Monday, September 26, 2011

Childhood take 2

      Childhood. We all have one and it is always with us. It is at the back of our subconscious every single day. The events in our childhood affect us in everything we do. We all have many memories of all the things we have done, the good, the bad and sometimes the things in between that are neither good nor bad but just are. For instance, I can remember dressing up every Sunday morning to go to church with my mother and father. I remember having to put on these little white gloves that looked just like my mother's bigger gloves, a little beret which matched my coat. I must have done that for a long time when I was growing up because every Sunday I still feel the need to put on a pair of white gloves when I go to church I do not know why, especially at Easter.
      Easter was a big deal at my house while we were growing up. It was almost as much fun as Christmas. We always left out a plate of carrots for the Easter Bunny. Not knowing what the bunny liked to drink,we tried something different every year. Funny thing was he seemed to drink everything we put with the carrots. Each year we would get a basket with candy toys and cards in it. Every year a new dress, tights, shoes and a little coat or sweater. I really looked forward to that new outfit every year. My brother, who did not get a dress, got a new suit with a tie, and shoes. Our coats were always big enough for us to use the following year for winter. I really looked forward to that new outfit every year. I am not going to lie, I liked the candy too. The baskets we kids (there were only the two of us) had on Easter morning were always guaranteed to make us squeal with delight upon waking and seeing them at the end of our beds.
        One Easter, my brother and I, still being young enough to believe in the Easter Bunny, Santa Claus and all such magical creatures, had decided to camp out under the big picture window in the living room to wait for Mr. Cottontail. We had each grabbed our blankets off our beds and hidden behind the orange recliner with matching rocker next to the window. My brother had built a most excellent bunny trap, complete with box, string, and stick, and put it in the middle of the floor.  Rusty, who is the smarter one of the two of us, had figured out how to make a periscope of sorts from a cardboard tube and a couple of mirrors, and we were all settled in for the night with all of our 'surveillance equipment,' every now and then sticking it up over one of the window sills in the room. We were whispering to each other so the bunny would not hear us; of course, the arguement about who got to work the periscope may have given us away. We soon heard some rustling around outside the window. I do not know why but we got it in to our heads that it was a robber and not the Easter Bunny. Never saw any two kids move so quickly to their bedrooms, jump in their beds, and pull the covers up over their heads. As I was almost asleep, I thought I heard whispering and some quiet laughter from my parents' bedroom and I wondered if maybe the Easter Bunny had made it. It was enough to send me off to the land of colored eggs and candy for the night, happy that Mr. Cottontail had made it to my home.
      Looking back I believe, maybe, Mom and Dad got tired of waiting for us to go to bed; so they were hurrying the process along without seeming to have anything at all to do with it.

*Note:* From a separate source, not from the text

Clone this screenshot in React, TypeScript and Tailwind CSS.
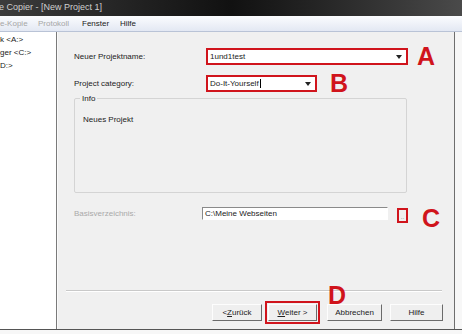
const ui = "font-['Liberation_Sans',Arial,sans-serif]";

function RedLetter({ children }: { children: string }) {
  return (
    <span className="text-[25px] font-bold leading-none text-[#d0141c]">{children}</span>
  );
}

function DropArrow() {
  return (
    <svg width="6" height="4" viewBox="0 0 6 4" aria-hidden="true">
      <path d="M0 0 H6 L3 4 Z" fill="#222" />
    </svg>
  );
}

function WinButton({ children, w }: { children: React.ReactNode; w: string }) {
  return (
    <div
      className={`${w} flex h-[17px] items-center justify-center border border-t-[#fdfdfd] border-l-[#fdfdfd] border-r-[#6b6b6b] border-b-[#6b6b6b] bg-[#efefef] text-[8px] text-[#222]`}
    >
      {children}
    </div>
  );
}

export default function App() {
  return (
    <div className={`${ui} flex h-[334px] w-[462px] flex-col overflow-hidden bg-[#f0f0f0]`}>
      {/* title bar */}
      <div className="flex h-[16px] items-center bg-gradient-to-r from-[#3c3c3c] via-[#111] to-[#4a4a4a] pl-0">
        <span className="-ml-[1px] text-[9px] text-[#cfcfcf]">e Copier - [New Project 1]</span>
      </div>

      {/* menu bar */}
      <div className="flex h-[16px] items-center border-b border-[#b9c3d6] bg-gradient-to-b from-[#fbfcfe] to-[#e3e8f3] text-[8px]">
        <span className="w-[38px] text-[#a6a6a6]">e-Kopie</span>
        <span className="w-[44px] text-[#a6a6a6]">Protokoll</span>
        <span className="w-[38px] text-[#222]">Fenster</span>
        <span className="text-[#222]">Hilfe</span>
      </div>

      <div className="flex h-[297px]">
        {/* tree */}
        <div className="flex w-[57px] flex-col gap-[3px] border-r border-[#7a7a7a] bg-white pt-[3px] text-[8px] leading-[10px] text-[#222]">
          <span>k &lt;A:&gt;</span>
          <span>ger &lt;C:&gt;</span>
          <span>D:&gt;</span>
        </div>

        {/* wizard page */}
        <div className="relative flex flex-1 flex-col border-l border-[#fafafa] bg-[#f0f0f0] pl-[16px] pt-[16px] text-[8px] text-[#222]">
          <div className="flex h-[17px] items-center">
            <span className="w-[132px]">Neuer Projektname:</span>
            <div className="flex h-[17px] w-[202px] items-center justify-between border-2 border-[#d0141c] bg-white pl-[2px] pr-[4px]">
              <span>1und1test</span>
              <DropArrow />
            </div>
            <span className="ml-[9px]">
              <RedLetter>A</RedLetter>
            </span>
          </div>

          <div className="mt-[10px] flex h-[17px] items-center">
            <span className="w-[132px]">Project category:</span>
            <div className="flex h-[17px] w-[111px] items-center justify-between border-2 border-[#d0141c] bg-white pl-[2px] pr-[4px]">
              <span>
                Do-It-Yourself<span className="ml-[1px] inline-block h-[9px] w-px bg-black align-middle" />
              </span>
              <DropArrow />
            </div>
            <span className="ml-[13px]">
              <RedLetter>B</RedLetter>
            </span>
          </div>

          <div className="relative mt-[6px] h-[95px] w-[333px] rounded-[2px] border border-[#d4d4d4] pl-[8px] pt-[15px]">
            <span className="absolute -top-[6px] left-[5px] bg-[#f0f0f0] px-[2px]">Info</span>
            <span>Neues Projekt</span>
          </div>

          <div className="mt-[14px] flex h-[16px] items-start">
            <span className="mt-[1px] w-[128px] text-[#a9a9a9]">Basisverzeichnis:</span>
            <div className="flex h-[13px] w-[186px] items-center border border-t-[#8a8a8a] border-l-[#8a8a8a] border-r-white border-b-white bg-white pl-[2px]">
              C:\Meine Webseiten
            </div>
            <div className="ml-[9px] mt-[1px] flex h-[15px] w-[11px] items-end justify-center border-2 border-[#d0141c] bg-[#efefef] text-[6px] leading-[8px] text-[#666]">
              ..
            </div>
            <span className="-mt-[1px] ml-[14px]">
              <RedLetter>C</RedLetter>
            </span>
          </div>

          <div className="-ml-[8px] mt-[67px] h-[2px] w-[376px] border-t border-b border-t-[#c9c9c9] border-b-white" />

          <div className="mt-[9px] flex items-center">
            <div className="ml-[138px]">
              <WinButton w="w-[50px]">&lt; <span className="underline">Z</span>urück</WinButton>
            </div>
            <div className="ml-[3px] border-2 border-[#d0141c] p-[1px]">
              <WinButton w="w-[49px]">
                <span className="underline">W</span>eiter &gt;
              </WinButton>
            </div>
            <div className="ml-[7px]">
              <WinButton w="w-[55px]">Abbrechen</WinButton>
            </div>
            <div className="ml-[8px]">
              <WinButton w="w-[53px]">Hilfe</WinButton>
            </div>
          </div>

          <span className="absolute left-[270px] top-[251px]">
            <RedLetter>D</RedLetter>
          </span>
        </div>

        {/* right frame */}
        <div className="w-[8px] border-l border-[#6e6e6e] bg-[#f7f7f7]" />
      </div>

      <div className="flex-1 border-t border-[#555] bg-[#f7f7f7]" />
    </div>
  );
}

I am quite sure Dad sneaked out the back door, going around the house, crept up the driveway and scratched at the screen in the window a few times, then did it again, just for good measure. He then sneaked back into the house, waited a few minutes or so, probably about the time it took him to smoke a cigarette. That is all the time it would have taken for Russ and I to fall asleep at that point in the evening. I am not sure when I figured out what Dad had done, but all that sneaking around was most assuredly the reason I hung on to believing in the Easter Bunny, and Santa Claus an extra year or two. I remember waking up the next morning and there being a basket at the foot of my bed with a little candy in it, and a necklace too! A new dress with tights and shoes, a new coat with matching hat, and a snowy white pair of gloves with a little matching handbag. Hearing my brother hooting in his bedroom, I figured he got something equally as nice.
      I have carried on the tradition of squeaking out an extra year or two of belief in holiday magic by allowing my kids to camp out under the Christmas Tree waiting for Santa, or sleeping in the living room next to the plate of carrots for the Easter Bunny. They in turn have carried on the traditions to my grandchildren. I caught my daughter buying bunny feet on sale last year after the season, and she said, "they are getting older Mom, I gotta do something or they will figure it out this year, I think." I paid for the feet. She is carrying on that same tradition started by accident so many decades ago, with the bright idea of waiting up to meet the Easter Bunny, making the children believe for just another year or maybe two, that there is magic and mystery in their world still, along with a new suit and tie or a new dress and tights, shoes, and a new coat that is just a little big with a little matching hat.

1 comment:

  1. Leisa, now you understand I am not asking for a r-----e unless I actually write the word out!

    I have to say again that your stuff is great, you see what others would overlook, your instincts for the telling detail and story are excellent--but you use many words you don't need to use and which clog the story up, and streamlining your prose is something to think about.